Container 5 is of a conventional style, and may correspond to any
of a number of designs which have been standardized by agencies of
the container industry. As shown in FIG. 1 it has the general
conformation of a glass container, but may equally well be made of
plastic or metal.
In order to best illustrate the principles of the invention, thread
4 in the figures is shown as if it consisted of exactly one turn,
with the upper end 9 and lower end 10 of the thread shown at the
left side of FIG. 1, and the midpoint 11 of the thread shown in
section at the right side. In practice, such threads are usually
longer; however, the principles of the invention are most clearly
shown in the single-turn example. Thread 3 is understood to be long
enough to provide full contact with thread 4 as the closure is
rotated from the position of FIG. 1 to that of FIG. 2.
The axial spacing between successive turns of the same thread is
known as the pitch, and is usually expressed either as the
equivalent number of turns per inch or, conversely, as a certain
fraction of an inch per turn. For example, a thread pitch
equivalent to eight turns per inch would have an axial spacing
between turns of one-eighth of an inch.
Referring to the left side of FIG. 1, the axial pitch of the
container thread is indicated by the dimension P.sub.1, and the
slightly smaller pitch of the closure thread by the dimension
P.sub.2. Since the closure of FIG. 1 is shown just at the stage in
its rotation where the thread makes working contact with the
container thread at point 12, the pitch difference between P.sub.1
and P.sub.2 will appear as an axial clearance at point 13. At the
halfway point 14 of the thread turn, the axial clearance is half of
that at 13. In FIG. 1, the clearances are exaggerated to emphasize
the principles.
As the closure is rotated beyond the stage shown in FIG. 1, thread
3 is forced downward at point 12 by the inclination of thread 4,
thereby placing zone 15 of sidewall 2 in axial tension, and
compressing area 16 of seal 7 against surface 8. However, the
tension in zone 15 also operates in the opposite direction,
immediately causing the contact area at point 12 to spread out and
extend toward point 14 on account of the resilience of the plastic
material. As the closure is tightened, the stretching of sidewall
2, the compression of seal 7, and the extension of the thread
contact area all progress together around the closure, past point
14, until the progression has completed the full turn at point 13,
to reach the condition shown in FIG. 2. At that stage, if the
difference between P.sub.1 and P.sub.2 has been correctly
proportioned, the thread contact pressure per unit of contact
length, the tension per unit in the sidewall above the thread, and
the seal pressure per unit of contact length, will all be uniform
around the closure.
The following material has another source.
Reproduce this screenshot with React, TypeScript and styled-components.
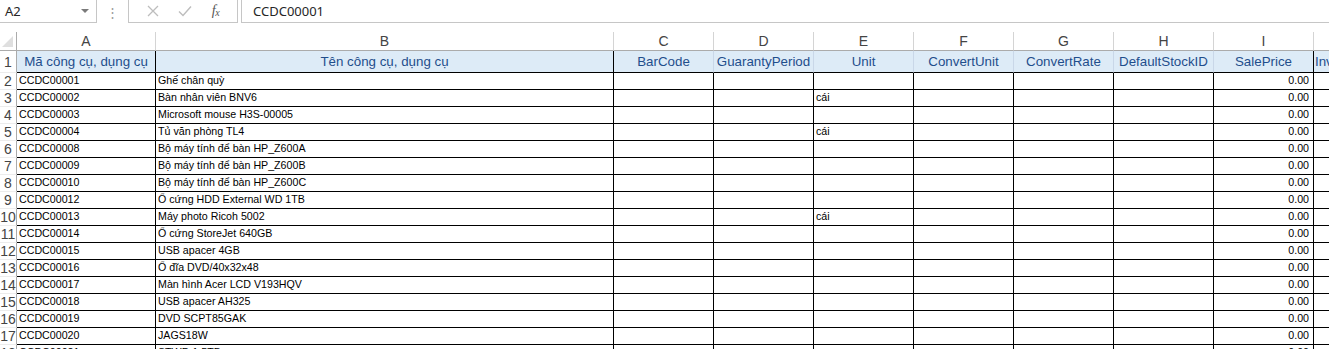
import React from "react";
import styled, { createGlobalStyle } from "styled-components";

const GlobalStyle = createGlobalStyle`
  html, body {
    margin: 0;
    padding: 0;
    background: #ffffff;
    overflow: hidden;
  }
  #root {
    width: 1329px;
    height: 349px;
    overflow: hidden;
  }
`;

const columns = ["A", "B", "C", "D", "E", "F", "G", "H", "I", "J"];
const headers = [
  "Mã công cụ, dụng cụ",
  "Tên công cụ, dụng cụ",
  "BarCode",
  "GuarantyPeriod",
  "Unit",
  "ConvertUnit",
  "ConvertRate",
  "DefaultStockID",
  "SalePrice",
  "InventoryAccount",
];

const rows: [string, string, string][] = [
  ["CCDC00001", "Ghế chân quỳ", ""],
  ["CCDC00002", "Bàn nhân viên BNV6", "cái"],
  ["CCDC00003", "Microsoft mouse H3S-00005", ""],
  ["CCDC00004", "Tủ văn phòng TL4", "cái"],
  ["CCDC00008", "Bộ máy tính để bàn HP_Z600A", ""],
  ["CCDC00009", "Bộ máy tính để bàn HP_Z600B", ""],
  ["CCDC00010", "Bộ máy tính để bàn HP_Z600C", ""],
  ["CCDC00012", "Ổ cứng HDD External WD 1TB", ""],
  ["CCDC00013", "Máy photo Ricoh 5002", "cái"],
  ["CCDC00014", "Ổ cứng StoreJet 640GB", ""],
  ["CCDC00015", "USB apacer 4GB", ""],
  ["CCDC00016", "Ổ đĩa DVD/40x32x48", ""],
  ["CCDC00017", "Màn hình Acer LCD V193HQV", ""],
  ["CCDC00018", "USB apacer AH325", ""],
  ["CCDC00019", "DVD SCPT85GAK", ""],
  ["CCDC00020", "JAGS18W", ""],
  ["CCDC00021", "STWD 1.5TB", ""],
];

const Page = styled.div`
  display: flex;
  flex-direction: column;
  gap: 9px;
  width: 1329px;
`;

const FormulaBar = styled.div`
  display: flex;
  align-items: stretch;
  height: 23px;
  font-family: "Noto Sans", "Open Sans", sans-serif;
  font-size: 13px;
  color: #262626;
`;

const NameBox = styled.div`
  width: 97px;
  display: flex;
  align-items: center;
  justify-content: space-between;
  padding: 0 6px 0 5px;
  box-sizing: border-box;
  border-right: 1px solid #c6c6c6;
  border-bottom: 1px solid #c6c6c6;
`;

const Caret = styled.span`
  width: 0;
  height: 0;
  border-left: 4px solid transparent;
  border-right: 4px solid transparent;
  border-top: 4px solid #7a7a7a;
  margin-right: 1px;
`;

const Dots = styled.div`
  width: 31px;
  display: flex;
  align-items: center;
  justify-content: center;
  color: #9a9a9a;
  font-size: 13px;
`;

const IconBox = styled.div`
  width: 110px;
  display: flex;
  align-items: center;
  justify-content: space-around;
  padding: 0 8px;
  box-sizing: border-box;
  border-left: 1px solid #c6c6c6;
  border-right: 1px solid #c6c6c6;
  border-bottom: 1px solid #c6c6c6;
`;

const Fx = styled.span`
  font-family: "Liberation Serif", "DejaVu Serif", serif;
  font-style: italic;
  font-size: 14px;
  color: #555;
  letter-spacing: -0.5px;
  sub {
    font-size: 10px;
    vertical-align: -1px;
  }
`;

const FormulaInput = styled.div`
  flex: 1;
  margin-left: 3px;
  display: flex;
  align-items: center;
  padding-left: 11px;
  border-left: 1px solid #c6c6c6;
  border-bottom: 1px solid #c6c6c6;
`;

const Sheet = styled.div`
  display: grid;
  grid-template-columns: 17px 139px 458px repeat(8, 100px);
  grid-template-rows: 19px 22px;
  grid-auto-rows: 17px;
  font-family: "Liberation Sans", Arial, sans-serif;
`;

const Corner = styled.div`
  position: relative;
  border-right: 1px solid #ababab;
  border-bottom: 1px solid #ababab;
  &::after {
    content: "";
    position: absolute;
    right: 3px;
    bottom: 3px;
    width: 0;
    height: 0;
    border-left: 11px solid transparent;
    border-bottom: 11px solid #dfdfdf;
  }
`;

const ColHead = styled.div`
  display: flex;
  align-items: center;
  justify-content: center;
  font-size: 14px;
  color: #444;
  border-right: 1px solid #d4d4d4;
  border-bottom: 1px solid #ababab;
  white-space: nowrap;
  overflow: hidden;
`;

const RowHead = styled.div`
  display: flex;
  align-items: center;
  justify-content: center;
  font-size: 14px;
  color: #444;
  border-right: 1px solid #ababab;
  border-bottom: 1px solid #ececec;
  overflow: hidden;
`;

const TitleCell = styled.div<{ $strong?: boolean; $left?: boolean }>`
  display: flex;
  align-items: center;
  justify-content: ${(p) => (p.$left ? "flex-start" : "center")};
  padding-left: ${(p) => (p.$left ? "1px" : "0")};
  background: #ddebf7;
  color: #1f4e8c;
  font-size: 13.33px;
  border-right: 1px solid ${(p) => (p.$strong ? "#000" : "#c9d7e8")};
  border-bottom: 1px solid #000;
  white-space: nowrap;
  overflow: hidden;
`;

const DataCell = styled.div<{ $right?: boolean }>`
  display: flex;
  align-items: flex-end;
  justify-content: ${(p) => (p.$right ? "flex-end" : "flex-start")};
  padding: 0 ${(p) => (p.$right ? "4px" : "0")} 2px ${(p) => (p.$right ? "0" : "2px")};
  font-size: 10.67px;
  line-height: 14px;
  color: #000;
  border-right: 1px solid #000;
  border-bottom: 1px solid #000;
  white-space: nowrap;
  overflow: hidden;
`;

const CrossIcon = () => (
  <svg width="12" height="12" viewBox="0 0 12 12">
    <path d="M1 1 L11 11 M11 1 L1 11" stroke="#bdbdbd" strokeWidth="1.3" fill="none" />
  </svg>
);

const CheckIcon = () => (
  <svg width="14" height="12" viewBox="0 0 14 12">
    <path d="M1 6.5 L5 10.5 L13 1.5" stroke="#bdbdbd" strokeWidth="1.4" fill="none" />
  </svg>
);

export default function App() {
  return (
    <>
      <GlobalStyle />
      <Page>
        <FormulaBar>
          <NameBox>
            <span>A2</span>
            <Caret />
          </NameBox>
          <Dots>⋮</Dots>
          <IconBox>
            <CrossIcon />
            <CheckIcon />
            <Fx>
              f<sub>x</sub>
            </Fx>
          </IconBox>
          <FormulaInput>CCDC00001</FormulaInput>
        </FormulaBar>
        <Sheet>
          <Corner />
          {columns.map((c) => (
            <ColHead key={c}>{c}</ColHead>
          ))}
          <RowHead>1</RowHead>
          {headers.map((h, i) => (
            <TitleCell key={h} $strong={i < 2 || i >= 8} $left={i === 9}>
              {h}
            </TitleCell>
          ))}
          {rows.map(([code, name, unit], r) => (
            <React.Fragment key={code}>
              <RowHead>{r + 2}</RowHead>
              <DataCell>{code}</DataCell>
              <DataCell>{name}</DataCell>
              <DataCell />
              <DataCell />
              <DataCell>{unit}</DataCell>
              <DataCell />
              <DataCell />
              <DataCell />
              <DataCell $right>0.00</DataCell>
              <DataCell />
            </React.Fragment>
          ))}
        </Sheet>
      </Page>
    </>
  );
}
To express it in more general terms, the amount
of divergence of the threads is designed to compensate for the
changes in the effective length of the sidewall around the closure.
Any additional tightening of the closure will increase all of the
forces involved, but without significantly changing their
relationship or their uniformity.
The exact amount of thread divergence required between P.sub.1 and
P.sub.2 will vary according to the pitch of the container thread,
the dimensions of the sidewall in the thread area, and the tension
modulus, or extensibility, of the particular plastic used for the
closure. It will also vary with the material and thickness of the
container, but this effect is ordinarily so small that it can be
neglected.
The principle of the invention may be more evident if it is pointed
out that in the case of a conventional closure thread design,
P.sub.2 would be the same as P.sub.1, so that under the conditions
of FIG. 1 the clearances at points 13 and 14 would be zero.
Consequently, the closure thread would make initial contact with
the container thread at the same time along its entire length.
Further rotation of the closure would then begin to apply equal
increments of downward movement to each portion of the thread
around the closure. However, at point 13 this increment would be
transmitted to the corresponding point 16 of the seal by way of a
relatively short length of sidewall at 15, whereas the same
increment of downward movement at point 14 would be transmitted to
its corresponding point 17 of the seal by way of a relatively
longer length of sidewall at 18. The greater length of sidewall
stretch between points 14 and 17, for the same amount of thread
movement, would of course result in a lower sealing pressure at
17.
The same effect would become even more pronounced on moving down
the thread toward point 12, until the nearness of point 13 would
cause a rapid shift in the pressure distribution back to the
maximum. The thread at point 12 itself would be sheltered by point
13, and would take very little of the load. It is evident that the
"sawtooth" pressure pattern produced by this combination of
conditions, with its concentration of sealing force about point 13,
a gradual weakening around the circle through point 14, and a
sudden rise again near point 12, would result in tendencies toward
weaker sealing at certain points, overloading of the thread at
point 13, and underloading of the thread near point 12.
* * * * *